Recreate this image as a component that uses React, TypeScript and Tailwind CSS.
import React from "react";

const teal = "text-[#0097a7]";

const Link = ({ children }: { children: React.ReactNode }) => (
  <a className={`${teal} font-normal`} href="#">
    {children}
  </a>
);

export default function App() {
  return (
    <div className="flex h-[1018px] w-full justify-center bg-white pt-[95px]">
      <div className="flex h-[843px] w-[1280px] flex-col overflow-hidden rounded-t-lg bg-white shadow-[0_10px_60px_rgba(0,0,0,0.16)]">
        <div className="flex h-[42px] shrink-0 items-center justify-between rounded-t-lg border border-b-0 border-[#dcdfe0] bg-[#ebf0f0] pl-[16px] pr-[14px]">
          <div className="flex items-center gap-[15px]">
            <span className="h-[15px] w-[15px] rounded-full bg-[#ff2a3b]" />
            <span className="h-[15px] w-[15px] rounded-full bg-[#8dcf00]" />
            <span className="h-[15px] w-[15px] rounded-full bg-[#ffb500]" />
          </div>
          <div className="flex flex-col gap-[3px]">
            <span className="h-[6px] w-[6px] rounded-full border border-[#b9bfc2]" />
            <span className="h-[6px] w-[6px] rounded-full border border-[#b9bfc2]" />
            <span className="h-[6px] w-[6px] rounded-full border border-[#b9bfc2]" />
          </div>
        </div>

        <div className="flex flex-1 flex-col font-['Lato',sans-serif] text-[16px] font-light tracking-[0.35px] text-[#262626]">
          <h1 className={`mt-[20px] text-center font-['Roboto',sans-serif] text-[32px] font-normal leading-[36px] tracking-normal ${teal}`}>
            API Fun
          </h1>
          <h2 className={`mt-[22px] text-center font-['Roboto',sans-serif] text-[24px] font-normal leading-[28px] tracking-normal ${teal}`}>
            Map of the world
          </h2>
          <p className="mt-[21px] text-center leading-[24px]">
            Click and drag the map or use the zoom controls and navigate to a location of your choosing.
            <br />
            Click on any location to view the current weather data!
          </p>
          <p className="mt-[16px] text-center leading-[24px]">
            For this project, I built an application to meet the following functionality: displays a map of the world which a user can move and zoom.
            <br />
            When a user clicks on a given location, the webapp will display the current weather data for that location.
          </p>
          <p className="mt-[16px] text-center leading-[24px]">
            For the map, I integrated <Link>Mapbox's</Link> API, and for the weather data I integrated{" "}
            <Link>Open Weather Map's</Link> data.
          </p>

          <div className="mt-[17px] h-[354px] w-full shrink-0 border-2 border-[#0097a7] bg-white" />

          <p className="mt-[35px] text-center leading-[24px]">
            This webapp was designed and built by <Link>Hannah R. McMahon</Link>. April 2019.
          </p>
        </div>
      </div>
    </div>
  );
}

+===+

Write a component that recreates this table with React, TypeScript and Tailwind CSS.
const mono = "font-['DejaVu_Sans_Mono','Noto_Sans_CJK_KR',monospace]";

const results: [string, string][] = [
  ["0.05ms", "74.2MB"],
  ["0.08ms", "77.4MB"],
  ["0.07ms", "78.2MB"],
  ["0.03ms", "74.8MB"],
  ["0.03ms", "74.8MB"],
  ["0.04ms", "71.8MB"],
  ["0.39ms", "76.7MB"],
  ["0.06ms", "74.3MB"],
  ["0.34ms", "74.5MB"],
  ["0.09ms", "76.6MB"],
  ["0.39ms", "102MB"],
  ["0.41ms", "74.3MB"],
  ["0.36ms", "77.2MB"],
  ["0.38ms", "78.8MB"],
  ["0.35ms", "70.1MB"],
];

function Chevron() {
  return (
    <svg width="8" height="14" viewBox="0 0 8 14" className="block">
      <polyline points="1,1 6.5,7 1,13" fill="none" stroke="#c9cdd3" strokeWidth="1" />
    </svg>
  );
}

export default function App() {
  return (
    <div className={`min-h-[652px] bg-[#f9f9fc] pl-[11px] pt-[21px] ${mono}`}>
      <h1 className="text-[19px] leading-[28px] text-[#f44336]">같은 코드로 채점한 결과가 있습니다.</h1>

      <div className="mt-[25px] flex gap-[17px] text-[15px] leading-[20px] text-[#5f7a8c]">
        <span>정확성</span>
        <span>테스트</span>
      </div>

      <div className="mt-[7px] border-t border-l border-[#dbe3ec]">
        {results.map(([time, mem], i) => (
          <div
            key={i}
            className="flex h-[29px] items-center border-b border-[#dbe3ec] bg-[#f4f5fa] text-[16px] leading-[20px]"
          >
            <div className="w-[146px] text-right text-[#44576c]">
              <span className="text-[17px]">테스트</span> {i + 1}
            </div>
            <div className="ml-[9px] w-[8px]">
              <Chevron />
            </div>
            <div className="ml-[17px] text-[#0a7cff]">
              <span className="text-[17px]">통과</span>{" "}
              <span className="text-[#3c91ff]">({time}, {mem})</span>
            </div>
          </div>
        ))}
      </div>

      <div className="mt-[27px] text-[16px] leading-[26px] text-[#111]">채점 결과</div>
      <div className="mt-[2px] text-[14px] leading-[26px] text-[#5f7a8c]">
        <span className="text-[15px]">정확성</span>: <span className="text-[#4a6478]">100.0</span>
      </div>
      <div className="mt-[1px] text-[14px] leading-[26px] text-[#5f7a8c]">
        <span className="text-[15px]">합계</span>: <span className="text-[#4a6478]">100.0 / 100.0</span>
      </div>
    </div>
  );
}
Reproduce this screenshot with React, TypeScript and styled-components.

+===+

Stated goal:
Locate the word "with" in the records and collect each line it appears in.

Finished exercise:
Write a component that recreates this table with React, TypeScript and Tailwind CSS.
Reproduce this screenshot with React, TypeScript and styled-components.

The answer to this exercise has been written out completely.